There’s more German Romanticism on Oct. 22 when terrific Portland small choir The Ensemble and a pair of crack pianists perform Brahms’ light-hearted Love Song Waltzes at Central Lutheran Church (1857 Potter Street). Written for amateur musicians, these mega-pop hits of their day made Brahms a star and a lot more money than his symphonies, remaining popular ever since. Better still, the vocal quartet will sing contemporary songs written by some of Portland’s most accessible classical composers. 

Earlier on Oct. 22 at the University of Oregon’s Beall Hall, Russian String Orchestra plays Schoenberg’s intense late Romantic tone poem Transfigured Night and Schubert’s string quartet Death and the Maiden, leavening the heaviness with a little Mozart. The next day, Oregon Camerata comes to Beall to play 20th-century music by Polish composer Witold Lutoslawski, Russia’s Alfred Schnittke, the crazy-fun Stanford composer Mark Applebaum and Brazil’s Heitor Villa-Lobos. 

And at 4 pm Oct. 23 at the UO’s Lewis Integrative Science Building, multidisciplinary artist Audra Wolowiec leads semaphore, a performance featuring CHOIR, Portland composer and sound artist Jesse Mejia’s experimental vocal group, whose score is based on data from a neuroscience lab.

Halloween’s nigh, which means Eugene early music ensemble Vox Resonat’s Day of the Dead concert returns Oct. 29 to (shudder) the Masonic Cemetery Mausoleum at E. 26th and University. They’ll sing a powerful lament on the fall of the Roman Empire by the great Renaissance composer Dufay, and other suitably spooky Renaissance and Baroque music by Purcell, Josquin, the murderer Gesualdo, Byrd, Lassus and more.

Other annual spookfests also return: Mood Area 52 performs its sizzling live score (electric guitar, cello, accordion, bass, horns, toy piano, percussion) to F.W. Murnau’s classic vampire flick Nosferatu Oct. 28 at Bijou Art Cinemas, while the same night’s annual Pipe Screams concert at First United Methodist Church (1376 Olive Street) features spooky classical music by costumed organists and choristers. You can repent your sins at the same church the next day at a free choral concert with music of Haydn, Vaughan Williams, Messiaen and more.

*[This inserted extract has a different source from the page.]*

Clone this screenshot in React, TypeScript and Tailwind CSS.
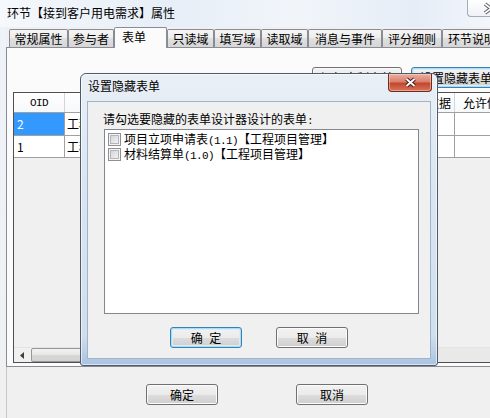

On Oct. 27, The Shedd brings back one of the jazz’s most visionary and admired composers-bandleaders-trumpeters, Dave Douglas — but in a different configuration than the many we’ve seen there. This time, he’s playing new music he wrote for The Westerlies, the young Seattle-born, New York-based brass quartet that enchanted Broadway House last year and which will be joining Douglas and drummer Anwar Marshall. It’s a don’t-dare-miss double treat.

 Finally, this Friday, Oct. 21, you can hear a couple of former Carolina Chocolate Drops explore American roots music at Sam Bond’s Garage. Dom Flemons plays and sings Piedmont blues, spirituals and jug band music, while cellist-guitarist-banjoist Leyla McCalla plays and sings original and traditional music from her Haitian heritage as well as the Creole, Cajun, jazz and French influences that still simmer in and around her New Orleans home. And speaking of cellos, on Oct. 29 the cello-rock trio Rasputina plays the WOW Hall.